I fondi sovrani, creati con gli enormi surplus commerciali dei paesi asiatici o con le entrate petrolifere dei paesi produttori, sono stati i grandi protagonisti della prima fase della crisi finanziaria a cavallo fra 2007 e 2008. Una raffica d'investimenti clamorosi li ha portati a diventare in pochi mesi i maggiori azionisti di alcune delle più importanti banche del mondo. Diverse di queste operazioni, come l'ingresso in Merrill Lynch e in altre istituzioni americane ed europee, si sono rivelate disastrose.
La caduta verticale dei mercati, solo in parte compensata dal secco rimbalzo dal marzo scorso a oggi, e il crollo del prezzo del petrolio, pur se anch'esso di recente in forte ripresa, hanno fatto sì che il patrimonio aggregato dei fondi sovrani a fine settembre 2009, calcolato in 3.752 miliardi di dollari, restasse al di sotto dei valori di metà 2008. La profezia di Morgan Stanley, secondo cui i fondi sovrani avrebbero controllato entro il 2015 attività per 12mila miliardi di dollari, appare oggi poco realistica.
Dopo la fase più acuta della crisi, i fondi sovrani hanno cambiato strategia d'investimento, allontanandosi dalle istituzioni finanziarie e puntando soprattutto sulle risorse naturali. Secondo dati del Sovereign Wealth Fund Institute, le due categorie d'investimento preferite sono adesso partecipazioni strategiche in società che operano nelle materie prime e acquisti di azioni di compagnie petrolifere. Ora i fondi sovrani sono più accorti, più selettivi e hanno adottato un profilo più basso, anche per cercare, non sempre con successo, di evitare l'opposizione spesso vivace nei paesi destinatari delle loro operazioni.

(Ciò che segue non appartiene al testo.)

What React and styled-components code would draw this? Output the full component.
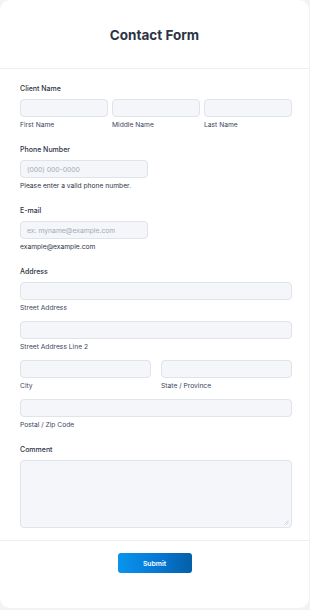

Poco è cambiato tuttavia nella trasparenza e negli standard di governance dei fondi sovrani, a un anno e pochi giorni dalla sottoscrizione, seppure su base volontaria, di un codice di condotta, i cosiddetti principi di Santiago, in base ai quali i fondi si sono impegnati proprio a questo. Di molti fondi sovrani si sa a malapena quale sia l'ammontare del patrimonio in gestione e su tutti quelli appartenenti a regimi non democratici resta il dubbio su chi veramente li controlli e se vengano usati a beneficio dei cittadini del paese d'origine. Dal canto loro, i fondi lamentano di essere discriminati rispetto agli altri investitori. Ma è chiaro che diversi di essi, a partire dai cinesi, basano i propri investimenti non solo, o non tanto, su valutazioni economiche, come chiedono i principi di Santiago, ma su motivazioni geopolitiche.
Nello sforzo collettivo avviato dopo la crisi per riportare tutti i mercati e tutti gli operatori sotto il perimetro della regolamentazione, i fondi sovrani restano un "buco nero" dal punto di vista dell'informazione di mercato. Il primo compleanno dei principi di Santiago contiene una lezione importante per il dibattito più generale in corso sulle nuove regole della finanza: riscrivere le regole è un primo passo doveroso, ma non servirà a nulla se le autorità non saranno attrezzate con gli strumenti per farle rispettare.